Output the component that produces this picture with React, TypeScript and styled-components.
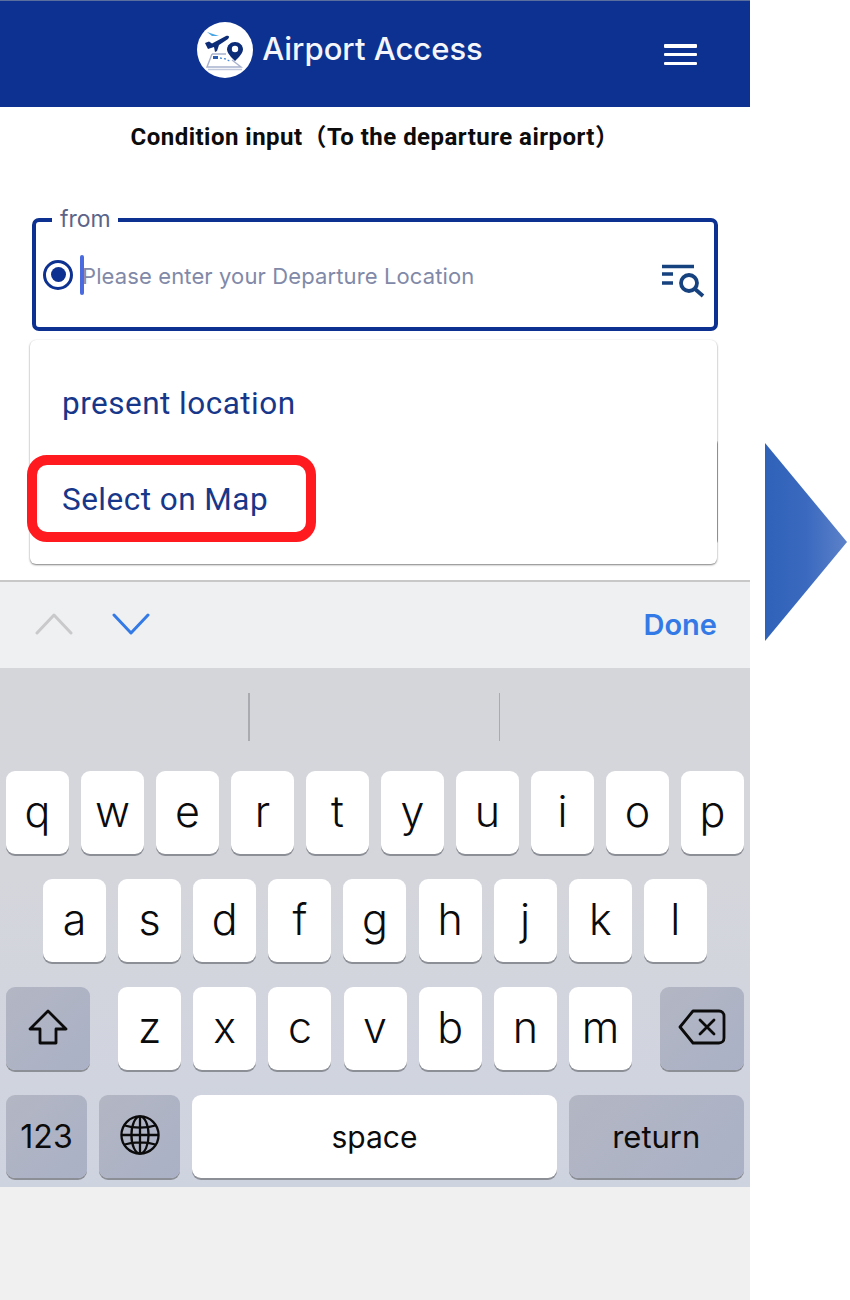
import React from "react";
import styled, { createGlobalStyle } from "styled-components";

const Global = createGlobalStyle`
  html, body { margin: 0; padding: 0; background: #fff; }
  * { box-sizing: border-box; }
`;

const Page = styled.div`
  width: 850px;
  height: 1300px;
  display: flex;
  align-items: flex-start;
  overflow: hidden;
  font-family: Roboto, "Liberation Sans", sans-serif;
`;

const Phone = styled.div`
  width: 750px;
  height: 1300px;
  flex: none;
  display: flex;
  flex-direction: column;
  background: #fff;
`;

const Header = styled.header`
  height: 107px;
  flex: none;
  background: #0c3190;
  border-top: 1px solid #5b6f9f;
  position: relative;
  display: flex;
  align-items: center;
  justify-content: center;
  padding-right: 70px;
  padding-bottom: 8px;
  gap: 9px;
  color: #fff;
`;

const Brand = styled.span`
  font-family: Inter, sans-serif;
  font-size: 31px;
  font-weight: 500;
  color: #f4f6fb;
  margin-top: -3px;
`;

const Burger = styled.button`
  position: absolute;
  left: 664px;
  top: 43px;
  width: 33px;
  height: 21px;
  padding: 0;
  border: 0;
  background: transparent;
  display: flex;
  flex-direction: column;
  justify-content: space-between;
  span { display: block; height: 3.5px; background: #fff; border-radius: 1px; }
`;

const Title = styled.h1`
  margin: 0;
  height: 60px;
  padding-top: 13px;
  text-align: center;
  font-size: 24px;
  line-height: 34px;
  font-weight: 700;
  letter-spacing: 0.47px;
  color: #0c0c0c;
  font-family: Roboto, "Noto Sans CJK JP", sans-serif;
`;

const FormArea = styled.div`
  position: relative;
  height: 413px;
  flex: none;
  padding: 51px 32px 0 32px;
`;

const Field = styled.div`
  position: relative;
  height: 113px;
  border: 4px solid #0d3190;
  border-radius: 7px;
  display: flex;
  align-items: center;
  padding: 0 9px 0 7px;
`;

const Legend = styled.span`
  position: absolute;
  left: 16px;
  top: -18px;
  padding: 0 7px 0 8px;
  background: #fff;
  font-family: Inter, sans-serif;
  font-size: 23px;
  line-height: 30px;
  color: #5c6488;
`;

const Radio = styled.span`
  width: 30px;
  height: 30px;
  flex: none;
  border: 3px solid #0d3190;
  border-radius: 50%;
  display: flex;
  align-items: center;
  justify-content: center;
  &::after {
    content: "";
    width: 15px;
    height: 15px;
    border-radius: 50%;
    background: #0d3190;
  }
`;

const Caret = styled.span`
  width: 4px;
  height: 40px;
  flex: none;
  margin-left: 7px;
  border-radius: 2px;
  background: #4a6be0;
`;

const Placeholder = styled.span`
  flex: 1;
  font-family: Inter, sans-serif;
  font-size: 22px;
  letter-spacing: 0.12px;
  color: #8189a8;
  margin: 2px 0 0 -2px;
`;

const SearchSlot = styled.span`
  display: flex;
  flex: none;
  margin-top: 12px;
`;

const Menu = styled.div`
  position: absolute;
  left: 30px;
  top: 173px;
  width: 687px;
  height: 224px;
  background: #fff;
  border-radius: 6px;
  box-shadow: 0 1px 2px rgba(0, 0, 0, 0.5), 0 0 1px rgba(0, 0, 0, 0.08);
  padding-top: 15px;
  z-index: 2;
`;

const MenuItem = styled.div`
  height: 96px;
  display: flex;
  align-items: center;
  padding-left: 32px;
  font-family: Roboto, sans-serif;
  font-size: 31.5px;
  letter-spacing: 0.48px;
  color: #17378a;
`;

const SecondField = styled.div`
  position: absolute;
  left: 33px;
  top: 271px;
  width: 685px;
  height: 108px;
  border: 2px solid #a8a8a8;
  border-radius: 6px;
`;

const Highlight = styled.div`
  position: absolute;
  left: 27px;
  top: 288px;
  width: 289px;
  height: 87px;
  border: 10px solid #fe1a1f;
  border-radius: 20px;
  z-index: 3;
`;

const Toolbar = styled.div`
  height: 88px;
  flex: none;
  background: #eff0f2;
  border-top: 2px solid #c8c8c8;
  display: flex;
  align-items: center;
  justify-content: space-between;
  padding: 0 33px 0 35px;
`;

const Arrows = styled.div`
  display: flex;
  align-items: center;
  gap: 39px;
  margin-top: -2px;
`;

const Done = styled.span`
  font-family: Inter, sans-serif;
  font-size: 29px;
  font-weight: 600;
  color: #337ae6;
  margin-top: -1px;
`;

const Keyboard = styled.div`
  height: 519px;
  flex: none;
  background: linear-gradient(180deg, #d5d6da 0%, #d5d6dc 40%, #ced3e0 100%);
  display: flex;
  flex-direction: column;
`;

const Suggestions = styled.div`
  height: 103px;
  flex: none;
  display: flex;
  padding-top: 25px;
  padding-left: 248px;
  gap: 249px;
`;

const Divider = styled.span`
  width: 1.5px;
  height: 48px;
  background: #a9abb0;
`;

const Rows = styled.div`
  display: flex;
  flex-direction: column;
  gap: 24px;
`;

const Row = styled.div<{ $inset?: number; $gap?: number }>`
  display: flex;
  height: 84px;
  padding: 0 6px 0 ${(p) => p.$inset ?? 6}px;
  gap: ${(p) => p.$gap ?? 12}px;
`;

const Key = styled.div<{
  $w?: number;
  $dark?: boolean;
  $size?: number;
  $before?: number;
  $after?: number;
  $word?: boolean;
}>`
  width: ${(p) => p.$w ?? 63}px;
  height: 83px;
  flex: none;
  margin-left: ${(p) => p.$before ?? 0}px;
  margin-right: ${(p) => p.$after ?? 0}px;
  border-radius: 9px;
  background: ${(p) => (p.$dark ? "linear-gradient(135deg, #b3b6c3, #aab1c6)" : "#fff")};
  box-shadow: 0 2px 0 #8c8f96;
  display: flex;
  align-items: center;
  justify-content: center;
  font-family: Inter, "Liberation Sans", sans-serif;
  font-weight: ${(p) => (p.$word ? 400 : 300)};
  font-size: ${(p) => p.$size ?? 43}px;
  color: #0b0b0b;
  padding-bottom: ${(p) => (p.$word ? 0 : 4)}px;
`;

const Bottom = styled.div`
  flex: 1;
  background: #f0f0f0;
`;

const ArrowColumn = styled.div`
  padding: 443px 0 0 15px;
`;

const Logo = () => (
  <svg width="56" height="56" viewBox="0 0 56 56">
    <circle cx="28" cy="28" r="28" fill="#fff" />
    <path d="M10 10 L22 14 L15 14 Z" fill="#49a6e6" />
    <path d="M8 21 L12 19.5 L15 21.5 L29 14 C32 13 33 15 31 17 L22 23 L20 29 L18 30 L17 25 L11 27 Z" fill="#0c2c78" />
    <path d="M38 20 C33.5 20 30 23.5 30 27.5 C30 32 38 39 38 39 C38 39 46 32 46 27.5 C46 23.5 42.5 20 38 20 Z" fill="#0c2c78" />
    <circle cx="38" cy="27" r="3.2" fill="#fff" />
    <path d="M15 32 L29 32 M35 38 L44 45 L10 45 L15 32" fill="none" stroke="#a8b2cf" strokeWidth="1.4" />
    <path d="M11 47.5 L45 47.5" stroke="#c3cade" strokeWidth="1.6" />
    <rect x="16" y="34" width="5" height="3" fill="#2a5db0" />
    <path d="M23 36 L29 37 L34 40" stroke="#4b8fdc" strokeWidth="1.3" strokeDasharray="2 2" fill="none" />
  </svg>
);

const SearchList = () => (
  <svg width="44" height="34" viewBox="0 0 44 34" fill="none" stroke="#16427f">
    <path d="M1 2.5 L33 2.5 M1 10 L12 10 M1 19 L12 19" strokeWidth="3.4" />
    <circle cx="28" cy="19" r="8" strokeWidth="3.8" />
    <path d="M34 25 L42 32" strokeWidth="3.8" />
  </svg>
);

const Chevron = ({ up, color }: { up?: boolean; color: string }) => (
  <svg width="38" height="24" viewBox="0 0 38 24" fill="none" stroke={color} strokeWidth="3" strokeLinecap="round" strokeLinejoin="round">
    <path d={up ? "M2 21 L19 3 L36 21" : "M2 3 L19 21 L36 3"} />
  </svg>
);

const ShiftIcon = () => (
  <svg width="40" height="36" viewBox="0 0 40 36" fill="none" stroke="#0b0b0b" strokeWidth="2.8" strokeLinejoin="round">
    <path d="M20 2 L38 20 L28 20 L28 34 L12 34 L12 20 L2 20 Z" />
  </svg>
);

const BackspaceIcon = () => (
  <svg width="48" height="36" viewBox="0 0 48 36" fill="none" stroke="#0b0b0b" strokeWidth="2.8" strokeLinejoin="round" strokeLinecap="round">
    <path d="M15 2 L41 2 C44 2 46 4 46 7 L46 29 C46 32 44 34 41 34 L15 34 L2 18 Z" />
    <path d="M22 11 L36 25 M36 11 L22 25" />
  </svg>
);

const GlobeIcon = () => (
  <svg width="40" height="40" viewBox="0 0 42 42" fill="none" stroke="#0b0b0b" strokeWidth="2.4">
    <circle cx="21" cy="21" r="19.5" />
    <ellipse cx="21" cy="21" rx="9" ry="19.5" />
    <path d="M21 2 L21 40 M2 21 L40 21 M5 11 C14 14 28 14 37 11 M5 31 C14 28 28 28 37 31" />
  </svg>
);

const Triangle = () => (
  <svg width="82" height="198" viewBox="0 0 82 198">
    <defs>
      <linearGradient id="tri" x1="0" x2="1" y1="0" y2="0">
        <stop offset="0" stopColor="#2f62b9" />
        <stop offset="0.5" stopColor="#3a69bf" />
        <stop offset="1" stopColor="#5d82c9" />
      </linearGradient>
    </defs>
    <path d="M0 0 L82 99 L0 198 Z" fill="url(#tri)" />
  </svg>
);

const row1 = ["q", "w", "e", "r", "t", "y", "u", "i", "o", "p"];
const row2 = ["a", "s", "d", "f", "g", "h", "j", "k", "l"];
const row3 = ["z", "x", "c", "v", "b", "n", "m"];

export default function App() {
  return (
    <Page>
      <Global />
      <Phone>
        <Header>
          <Logo />
          <Brand>Airport Access</Brand>
          <Burger aria-label="menu"><span /><span /><span /></Burger>
        </Header>
        <Title>Condition input（To the departure airport）</Title>
        <FormArea>
          <Field>
            <Legend>from</Legend>
            <Radio />
            <Caret />
            <Placeholder>Please enter your Departure Location</Placeholder>
            <SearchSlot><SearchList /></SearchSlot>
          </Field>
          <SecondField />
          <Menu>
            <MenuItem>present location</MenuItem>
            <MenuItem>Select on Map</MenuItem>
          </Menu>
          <Highlight />
        </FormArea>
        <Toolbar>
          <Arrows>
            <Chevron up color="#c9c9cb" />
            <Chevron color="#337ae6" />
          </Arrows>
          <Done>Done</Done>
        </Toolbar>
        <Keyboard>
          <Suggestions>
            <Divider />
            <Divider />
          </Suggestions>
          <Rows>
            <Row>{row1.map((k) => <Key key={k}>{k}</Key>)}</Row>
            <Row $inset={43} $gap={12.12}>{row2.map((k) => <Key key={k}>{k}</Key>)}</Row>
            <Row $gap={12.15}>
              <Key $dark $w={84} $after={16}><ShiftIcon /></Key>
              {row3.map((k) => <Key key={k}>{k}</Key>)}
              <Key $dark $w={84} $before={16}><BackspaceIcon /></Key>
            </Row>
            <Row $gap={11.75}>
              <Key $dark $w={81} $size={32} $word>123</Key>
              <Key $dark $w={81.5}><GlobeIcon /></Key>
              <Key $w={365} $size={30} $word>space</Key>
              <Key $dark $w={175} $size={31} $word>return</Key>
            </Row>
          </Rows>
        </Keyboard>
        <Bottom />
      </Phone>
      <ArrowColumn><Triangle /></ArrowColumn>
    </Page>
  );
}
________
__WHAT IS ASKED__.
List each line in the listing that contains the string "components".

__THE REPLY__.
Output the component that produces this picture with React, TypeScript and styled-components.
import styled, { createGlobalStyle } from "styled-components";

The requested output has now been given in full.